*YOUR TASK*
How many of the lines below hold the word "styles"? Answer only with the number.
# start of RECORDED DATA
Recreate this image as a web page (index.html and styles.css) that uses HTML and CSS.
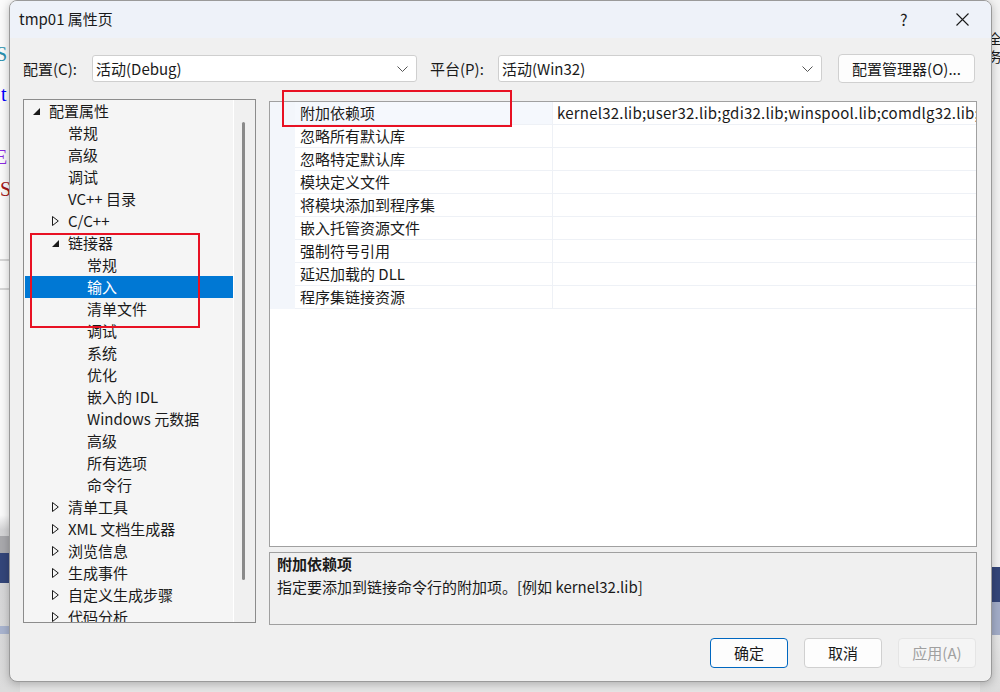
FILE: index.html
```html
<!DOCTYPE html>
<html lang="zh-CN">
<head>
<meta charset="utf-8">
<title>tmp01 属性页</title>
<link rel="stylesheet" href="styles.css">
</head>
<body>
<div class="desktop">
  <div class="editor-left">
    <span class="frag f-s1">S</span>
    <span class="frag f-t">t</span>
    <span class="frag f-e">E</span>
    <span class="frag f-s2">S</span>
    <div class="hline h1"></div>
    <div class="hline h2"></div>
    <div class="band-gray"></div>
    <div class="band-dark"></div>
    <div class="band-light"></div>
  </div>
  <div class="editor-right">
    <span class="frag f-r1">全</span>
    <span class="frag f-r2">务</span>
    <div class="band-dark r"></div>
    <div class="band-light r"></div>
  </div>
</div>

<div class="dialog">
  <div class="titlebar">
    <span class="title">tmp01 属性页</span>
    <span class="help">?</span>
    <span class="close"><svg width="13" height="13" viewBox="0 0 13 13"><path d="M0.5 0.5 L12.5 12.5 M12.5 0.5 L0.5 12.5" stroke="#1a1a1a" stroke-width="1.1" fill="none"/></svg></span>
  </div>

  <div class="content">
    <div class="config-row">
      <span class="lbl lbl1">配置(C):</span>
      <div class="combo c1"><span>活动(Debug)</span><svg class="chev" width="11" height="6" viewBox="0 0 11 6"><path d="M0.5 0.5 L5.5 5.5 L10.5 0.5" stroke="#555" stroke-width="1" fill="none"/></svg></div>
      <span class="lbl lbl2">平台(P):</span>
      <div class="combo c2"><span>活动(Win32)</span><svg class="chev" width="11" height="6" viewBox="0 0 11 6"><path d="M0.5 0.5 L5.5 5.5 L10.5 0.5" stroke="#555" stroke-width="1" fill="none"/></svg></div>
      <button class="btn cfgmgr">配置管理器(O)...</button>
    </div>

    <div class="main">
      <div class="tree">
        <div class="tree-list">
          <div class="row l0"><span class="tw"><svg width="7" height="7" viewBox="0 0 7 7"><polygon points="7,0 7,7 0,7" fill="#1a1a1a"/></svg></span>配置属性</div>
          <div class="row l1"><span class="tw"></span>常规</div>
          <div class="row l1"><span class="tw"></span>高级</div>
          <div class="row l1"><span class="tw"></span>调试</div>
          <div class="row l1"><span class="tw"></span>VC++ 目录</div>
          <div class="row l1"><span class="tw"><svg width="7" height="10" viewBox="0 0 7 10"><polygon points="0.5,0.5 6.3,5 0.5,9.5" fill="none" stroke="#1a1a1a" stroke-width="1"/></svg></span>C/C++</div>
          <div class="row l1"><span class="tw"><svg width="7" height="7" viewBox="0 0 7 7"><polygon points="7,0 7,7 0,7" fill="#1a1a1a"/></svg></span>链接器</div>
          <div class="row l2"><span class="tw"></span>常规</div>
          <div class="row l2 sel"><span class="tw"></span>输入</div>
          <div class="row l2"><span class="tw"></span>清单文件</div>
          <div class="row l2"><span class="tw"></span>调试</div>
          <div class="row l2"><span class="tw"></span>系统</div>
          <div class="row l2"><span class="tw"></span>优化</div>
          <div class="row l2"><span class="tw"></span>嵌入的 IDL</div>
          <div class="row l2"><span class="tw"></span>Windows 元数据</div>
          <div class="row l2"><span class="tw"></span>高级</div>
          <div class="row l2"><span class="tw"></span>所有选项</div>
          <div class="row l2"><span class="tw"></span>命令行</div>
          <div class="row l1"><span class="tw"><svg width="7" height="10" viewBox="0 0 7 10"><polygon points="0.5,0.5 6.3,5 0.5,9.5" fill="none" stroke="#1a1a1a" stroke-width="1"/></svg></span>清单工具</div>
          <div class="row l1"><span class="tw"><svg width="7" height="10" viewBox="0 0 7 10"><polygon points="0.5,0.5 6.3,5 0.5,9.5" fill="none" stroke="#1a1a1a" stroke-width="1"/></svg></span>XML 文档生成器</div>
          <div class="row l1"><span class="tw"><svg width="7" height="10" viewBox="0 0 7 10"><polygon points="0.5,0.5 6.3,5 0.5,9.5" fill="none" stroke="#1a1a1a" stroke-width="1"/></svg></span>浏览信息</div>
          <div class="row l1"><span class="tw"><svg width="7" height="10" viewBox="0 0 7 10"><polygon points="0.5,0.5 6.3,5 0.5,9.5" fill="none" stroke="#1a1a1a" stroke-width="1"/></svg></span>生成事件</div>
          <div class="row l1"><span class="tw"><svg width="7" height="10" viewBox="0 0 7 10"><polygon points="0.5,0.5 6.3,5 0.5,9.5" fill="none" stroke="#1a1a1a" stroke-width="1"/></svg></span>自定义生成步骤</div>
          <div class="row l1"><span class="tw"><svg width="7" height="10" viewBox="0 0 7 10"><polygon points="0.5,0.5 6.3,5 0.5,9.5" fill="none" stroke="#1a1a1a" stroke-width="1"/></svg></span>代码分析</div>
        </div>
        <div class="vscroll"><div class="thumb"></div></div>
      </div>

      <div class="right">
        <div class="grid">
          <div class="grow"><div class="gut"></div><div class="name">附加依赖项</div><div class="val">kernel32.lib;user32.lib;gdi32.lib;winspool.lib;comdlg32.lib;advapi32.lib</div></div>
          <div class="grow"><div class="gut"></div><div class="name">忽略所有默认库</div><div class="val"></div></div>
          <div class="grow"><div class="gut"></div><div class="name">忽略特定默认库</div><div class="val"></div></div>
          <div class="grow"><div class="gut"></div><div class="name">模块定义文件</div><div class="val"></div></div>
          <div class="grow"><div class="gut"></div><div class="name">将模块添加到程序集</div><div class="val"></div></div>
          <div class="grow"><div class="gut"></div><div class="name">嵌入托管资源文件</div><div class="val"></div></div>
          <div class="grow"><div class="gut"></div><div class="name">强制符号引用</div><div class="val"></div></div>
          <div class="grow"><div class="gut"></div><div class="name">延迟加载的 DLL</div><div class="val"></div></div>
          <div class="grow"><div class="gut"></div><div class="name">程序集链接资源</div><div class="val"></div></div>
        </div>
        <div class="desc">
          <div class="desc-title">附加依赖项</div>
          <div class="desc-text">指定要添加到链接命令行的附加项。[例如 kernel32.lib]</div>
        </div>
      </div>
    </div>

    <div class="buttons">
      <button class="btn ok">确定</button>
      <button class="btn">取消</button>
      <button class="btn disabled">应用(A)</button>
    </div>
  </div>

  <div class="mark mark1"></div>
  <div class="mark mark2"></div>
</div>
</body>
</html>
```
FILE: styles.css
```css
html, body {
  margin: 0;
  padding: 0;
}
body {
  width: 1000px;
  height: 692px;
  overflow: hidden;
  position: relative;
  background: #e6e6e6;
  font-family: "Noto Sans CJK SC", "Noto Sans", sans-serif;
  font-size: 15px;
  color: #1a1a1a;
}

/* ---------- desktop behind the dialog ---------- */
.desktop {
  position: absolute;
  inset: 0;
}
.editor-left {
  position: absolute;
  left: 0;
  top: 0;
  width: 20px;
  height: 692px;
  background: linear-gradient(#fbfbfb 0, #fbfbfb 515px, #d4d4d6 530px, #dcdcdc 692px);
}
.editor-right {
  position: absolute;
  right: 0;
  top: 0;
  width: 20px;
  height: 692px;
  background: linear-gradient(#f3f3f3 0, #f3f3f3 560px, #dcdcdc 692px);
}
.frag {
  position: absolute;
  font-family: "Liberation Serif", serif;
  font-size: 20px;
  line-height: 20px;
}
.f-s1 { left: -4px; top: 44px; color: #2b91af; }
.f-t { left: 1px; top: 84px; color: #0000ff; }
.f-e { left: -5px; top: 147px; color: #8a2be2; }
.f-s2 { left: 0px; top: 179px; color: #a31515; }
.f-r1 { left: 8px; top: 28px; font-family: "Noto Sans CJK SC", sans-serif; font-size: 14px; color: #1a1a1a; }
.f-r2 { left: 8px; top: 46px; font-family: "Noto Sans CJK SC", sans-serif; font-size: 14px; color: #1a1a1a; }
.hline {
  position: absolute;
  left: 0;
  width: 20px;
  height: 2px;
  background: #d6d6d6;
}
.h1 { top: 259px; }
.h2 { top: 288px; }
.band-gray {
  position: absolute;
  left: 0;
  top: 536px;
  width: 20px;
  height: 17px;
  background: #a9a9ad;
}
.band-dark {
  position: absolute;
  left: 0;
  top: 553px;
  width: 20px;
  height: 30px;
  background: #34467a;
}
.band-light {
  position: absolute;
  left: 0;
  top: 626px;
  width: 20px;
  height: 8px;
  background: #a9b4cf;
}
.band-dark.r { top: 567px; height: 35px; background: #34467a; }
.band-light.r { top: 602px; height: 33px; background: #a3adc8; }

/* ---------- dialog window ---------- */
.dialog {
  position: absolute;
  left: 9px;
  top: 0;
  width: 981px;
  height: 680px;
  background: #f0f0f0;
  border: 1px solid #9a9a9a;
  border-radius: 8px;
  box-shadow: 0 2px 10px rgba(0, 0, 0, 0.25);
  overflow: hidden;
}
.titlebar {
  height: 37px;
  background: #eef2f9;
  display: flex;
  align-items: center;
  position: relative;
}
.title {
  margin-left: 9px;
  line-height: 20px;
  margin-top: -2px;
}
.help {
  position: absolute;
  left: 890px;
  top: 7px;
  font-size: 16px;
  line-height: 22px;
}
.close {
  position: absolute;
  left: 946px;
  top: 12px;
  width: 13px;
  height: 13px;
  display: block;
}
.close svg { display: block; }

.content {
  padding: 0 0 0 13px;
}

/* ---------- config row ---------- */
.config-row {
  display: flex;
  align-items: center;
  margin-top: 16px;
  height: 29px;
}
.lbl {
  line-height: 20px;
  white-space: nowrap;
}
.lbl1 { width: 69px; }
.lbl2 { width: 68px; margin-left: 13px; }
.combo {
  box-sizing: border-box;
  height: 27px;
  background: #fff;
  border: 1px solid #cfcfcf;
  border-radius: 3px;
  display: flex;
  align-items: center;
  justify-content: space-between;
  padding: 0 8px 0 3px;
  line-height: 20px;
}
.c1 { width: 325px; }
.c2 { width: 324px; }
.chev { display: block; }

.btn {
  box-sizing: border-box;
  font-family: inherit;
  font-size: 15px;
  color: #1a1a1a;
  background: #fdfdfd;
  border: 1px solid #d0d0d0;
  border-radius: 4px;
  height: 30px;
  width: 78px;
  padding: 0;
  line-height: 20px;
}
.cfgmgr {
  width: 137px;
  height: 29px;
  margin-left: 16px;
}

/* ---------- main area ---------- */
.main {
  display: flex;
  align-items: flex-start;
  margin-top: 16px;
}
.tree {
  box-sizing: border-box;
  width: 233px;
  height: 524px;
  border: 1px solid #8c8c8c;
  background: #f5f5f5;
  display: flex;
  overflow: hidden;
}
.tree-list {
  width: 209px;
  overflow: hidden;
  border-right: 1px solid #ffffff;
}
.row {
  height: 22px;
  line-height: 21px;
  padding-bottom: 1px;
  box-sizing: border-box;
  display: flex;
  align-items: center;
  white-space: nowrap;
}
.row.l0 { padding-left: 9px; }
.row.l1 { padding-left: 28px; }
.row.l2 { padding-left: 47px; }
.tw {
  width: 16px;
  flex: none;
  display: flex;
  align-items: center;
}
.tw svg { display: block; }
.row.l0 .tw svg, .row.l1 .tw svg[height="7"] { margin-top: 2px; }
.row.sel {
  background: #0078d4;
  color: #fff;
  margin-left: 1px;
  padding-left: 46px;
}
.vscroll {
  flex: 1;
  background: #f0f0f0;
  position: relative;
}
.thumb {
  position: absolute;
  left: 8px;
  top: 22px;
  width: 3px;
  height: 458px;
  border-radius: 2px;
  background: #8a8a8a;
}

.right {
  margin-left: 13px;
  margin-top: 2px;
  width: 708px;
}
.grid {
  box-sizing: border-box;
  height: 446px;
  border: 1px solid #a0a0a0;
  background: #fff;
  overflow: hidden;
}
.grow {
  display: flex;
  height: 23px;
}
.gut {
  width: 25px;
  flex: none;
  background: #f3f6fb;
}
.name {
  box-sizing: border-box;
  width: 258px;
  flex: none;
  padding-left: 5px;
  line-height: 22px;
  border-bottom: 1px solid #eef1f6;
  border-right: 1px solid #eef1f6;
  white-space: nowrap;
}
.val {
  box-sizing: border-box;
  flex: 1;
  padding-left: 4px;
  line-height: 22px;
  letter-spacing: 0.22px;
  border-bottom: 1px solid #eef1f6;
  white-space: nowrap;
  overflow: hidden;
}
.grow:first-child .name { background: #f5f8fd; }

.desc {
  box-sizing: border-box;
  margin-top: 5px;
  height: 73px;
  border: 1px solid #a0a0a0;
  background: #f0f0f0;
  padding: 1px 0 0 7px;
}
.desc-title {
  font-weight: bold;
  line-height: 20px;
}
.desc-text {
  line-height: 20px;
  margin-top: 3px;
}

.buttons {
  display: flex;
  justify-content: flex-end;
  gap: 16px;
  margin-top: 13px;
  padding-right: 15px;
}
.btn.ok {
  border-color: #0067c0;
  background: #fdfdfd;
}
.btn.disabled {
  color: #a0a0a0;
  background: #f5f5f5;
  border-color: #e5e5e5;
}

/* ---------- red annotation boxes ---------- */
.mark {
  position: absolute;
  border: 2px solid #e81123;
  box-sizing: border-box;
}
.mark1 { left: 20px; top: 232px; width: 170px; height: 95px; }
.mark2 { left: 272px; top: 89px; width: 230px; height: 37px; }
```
# end of RECORDED DATA
*FINAL ANSWER*
3